As early as the middle of the 18th century, lovers and friends began to give tokens of love and affection or handwritten notes as they poured out their true feelings for that special someone. By the 1900s, printed cards soon took the place of handwritten letters of love, and it became a tradition to exchange manufactured cards to express feelings of love. That tradition most definitely continues today, and it is estimated by Hallmark that over 145 million Valentine’s Day cards are sent each year — second only to Christmas in the card delivery department.
While we think of Valentine’s Day as a celebration of love and romance, that wasn’t always the case. Back during the Victorian Era, people certainly used the tradition of sending one’s feelings in the form of a Valentine, but that didn’t necessarily mean the words were filled with images of hearts and kisses. In fact, the Victorians took great delight in sending anonymous notes filled with nasty words of hate and distaste to those that they did not like, which might include undesired suitors and even to friends and family who often had less than attractive qualities. These cards received the appropriate title of “Vinegar Valentines.” Thankfully, those venom-filled valentines fell out of fashion and Valentine’s Day is now associated with much sweeter images and sentiments.

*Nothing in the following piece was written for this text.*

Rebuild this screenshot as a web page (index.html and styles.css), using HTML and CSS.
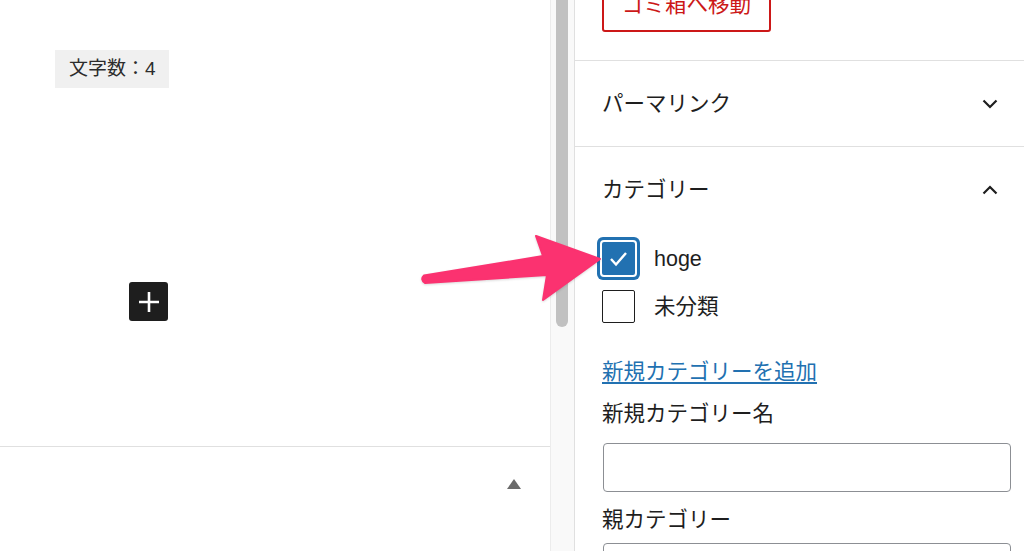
FILE: index.html
```html
<!DOCTYPE html>
<html lang="ja">
<head>
    <meta charset="UTF-8">
    <meta name="viewport" content="width=device-width, initial-scale=1.0">
    <title>投稿の編集</title>
    <link rel="stylesheet" href="styles.css">
</head>
<body>
    <div class="layout">
        <div class="editor">
            <div class="canvas">
                <div class="word-count">文字数：4</div>
                <button class="inserter" aria-label="ブロックを追加">
                    <svg width="22" height="22" viewBox="0 0 22 22">
                        <path d="M11 1v20M1 11h20" stroke="#fff" stroke-width="2.6" fill="none"/>
                    </svg>
                </button>
            </div>
            <div class="editor-footer">
                <span class="toggle-up"></span>
            </div>
        </div>

        <div class="scroll-track">
            <div class="scroll-thumb"></div>
        </div>

        <aside class="sidebar">
            <div class="sidebar-top">
                <button class="trash-btn">ゴミ箱へ移動</button>
            </div>

            <div class="panel">
                <div class="panel-header">
                    <span class="panel-title">パーマリンク</span>
                    <svg class="chevron" width="16" height="10" viewBox="0 0 16 10">
                        <polyline points="1.5,1.5 8,8 14.5,1.5" fill="none" stroke="#1e1e1e" stroke-width="2.2"/>
                    </svg>
                </div>
            </div>

            <div class="panel">
                <div class="panel-header">
                    <span class="panel-title">カテゴリー</span>
                    <svg class="chevron" width="16" height="10" viewBox="0 0 16 10">
                        <polyline points="1.5,8.5 8,2 14.5,8.5" fill="none" stroke="#1e1e1e" stroke-width="2.2"/>
                    </svg>
                </div>
                <div class="panel-body">
                    <div class="term-list">
                        <label class="term">
                            <span class="checkbox checked">
                                <svg width="33" height="33" viewBox="0 0 33 33">
                                    <polyline points="9,17 14,22.5 24,11" fill="none" stroke="#fff" stroke-width="2.4"/>
                                </svg>
                            </span>
                            <span class="term-name">hoge</span>
                        </label>
                        <label class="term">
                            <span class="checkbox"></span>
                            <span class="term-name">未分類</span>
                        </label>
                    </div>

                    <a class="add-link" href="#">新規カテゴリーを追加</a>

                    <div class="field-label">新規カテゴリー名</div>
                    <input class="field-input" type="text">

                    <div class="field-label">親カテゴリー</div>
                    <div class="field-input"></div>
                </div>
            </div>
        </aside>

        <svg class="pointer-arrow" width="200" height="90" viewBox="0 0 200 90">
            <path d="M9,50.5 L128,31 L121,11 L185,34 L128,75 L132,50 L10,58 Q5,54.5 9,50.5 Z"
                  fill="#fb3270" stroke="#fb3270" stroke-width="2" stroke-linejoin="round"/>
        </svg>
    </div>
</body>
</html>
```

FILE: styles.css
```css
* {
    margin: 0;
    padding: 0;
    box-sizing: border-box;
}

body {
    font-family: "Liberation Sans", "Noto Sans CJK JP", sans-serif;
    color: #1e1e1e;
    background-color: #fff;
    overflow: hidden;
}

.layout {
    position: relative;
    display: flex;
    width: 1024px;
    height: 551px;
    overflow: hidden;
}

/* editor side */

.editor {
    width: 550px;
    display: flex;
    flex-direction: column;
}

.canvas {
    height: 447px;
    padding: 50px 0 0 55px;
    border-bottom: 1px solid #e0e0e0;
}

.word-count {
    display: inline-block;
    background-color: #f0f0f0;
    font-size: 19px;
    line-height: 38px;
    height: 38px;
    padding: 0 13px 0 14px;
    color: #2c2c2c;
}

.inserter {
    display: flex;
    align-items: center;
    justify-content: center;
    width: 39px;
    height: 39px;
    margin: 194px 0 0 74px;
    background-color: #1e1e1e;
    border: none;
    border-radius: 3px;
}

.editor-footer {
    flex: 1;
    display: flex;
    justify-content: flex-end;
    padding: 32px 29px 0 0;
}

.toggle-up {
    width: 0;
    height: 0;
    border-left: 7px solid transparent;
    border-right: 7px solid transparent;
    border-bottom: 10px solid #6b6b6b;
}

/* scrollbar between editor and sidebar */

.scroll-track {
    width: 25px;
    background-color: #f9f9f9;
    border-left: 1px solid #ececec;
    border-right: 1px solid #e0e0e0;
    padding-left: 5px;
}

.scroll-thumb {
    width: 12px;
    height: 327px;
    background-color: #c1c1c1;
    border-radius: 0 0 6px 6px;
}

/* sidebar */

.sidebar {
    flex: 1;
    font-family: "Liberation Sans", "Noto Sans CJK JP", sans-serif;
    font-size: 21.5px;
}

.sidebar-top {
    padding: 0 27px 28px;
    border-bottom: 1px solid #e0e0e0;
}

.trash-btn {
    display: block;
    height: 56px;
    margin-top: -24px;
    padding: 0 18px 3px;
    font-family: inherit;
    font-size: 21.5px;
    color: #cc1818;
    background-color: #fff;
    border: 2px solid #cc1818;
    border-radius: 3px;
}

.panel {
    border-bottom: 1px solid #e0e0e0;
}

.panel-header {
    display: flex;
    align-items: center;
    justify-content: space-between;
    height: 85px;
    padding: 0 26px 0 27px;
}

.panel-title {
    padding-bottom: 4px;
}

.chevron {
    display: block;
}

.panel-body {
    padding: 10px 0 0 27px;
}

.term-list {
    display: flex;
    flex-direction: column;
    gap: 15px;
}

.term {
    display: flex;
    align-items: center;
    gap: 19px;
    height: 33px;
}

.checkbox {
    width: 33px;
    height: 33px;
    border: 1.5px solid #1e1e1e;
    border-radius: 2px;
    background-color: #fff;
}

.checkbox.checked {
    border: none;
    background-color: #2271b1;
    box-shadow: 0 0 0 2px #fff, 0 0 0 5px #2271b1;
}

.checkbox svg {
    display: block;
}

.term-name {
    line-height: 33px;
    padding-top: 2px;
}

.add-link {
    display: block;
    margin-top: 34px;
    line-height: 30px;
    color: #2271b1;
    text-decoration: underline;
    text-underline-offset: 3px;
}

.field-label {
    margin-top: 12px;
    line-height: 30px;
}

.field-input {
    display: block;
    width: 408px;
    height: 49px;
    margin: 14px 0 0 1px;
    border: 1.5px solid #8c8f94;
    border-radius: 4px;
    background-color: #fff;
}

.field-input + .field-label {
    margin-top: 13px;
}

.field-label + .field-input:last-child {
    margin-top: 8px;
}

/* annotation arrow drawn over the screenshot */

.pointer-arrow {
    position: absolute;
    left: 415px;
    top: 225px;
    filter: drop-shadow(0 1px 1px rgba(0, 0, 0, 0.15));
}
```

One of the most popular Valentine’s Day gifts is undoubtedly chocolate, and it has its origins dating back to 1861 when the Cadbury Chocolate company devised the first known heart-shaped boxes to hold those sweet chocolates for that sweet one in your life. Roses and favorite flowers soon followed as popular gifts to represent affection. Something sparkly is always a popular gift, but jewelry is not as popular a gift as anticipated as about only 10 percent of loved ones receive a gift dripping in diamonds and gold. But there is an amazing caveat to those statistics; a staggering study recently showed that over six million people get engaged on Valentine’s Day each year. It is also a popular day to exchange vows in mass weddings with more married couples sharing Valentine’s Day anniversaries over any other day of the year.
Love is definitely in the air as Valentine’s Day is about to take center stage. Despite a history of its origins shrouded in mystery, Valentine’s Day has stood the test of time and is a special day, despite the doldrums of winter and chilly weather. Continue these beloved traditions with your sweethearts, and may your Valentine’s Day be simply magical.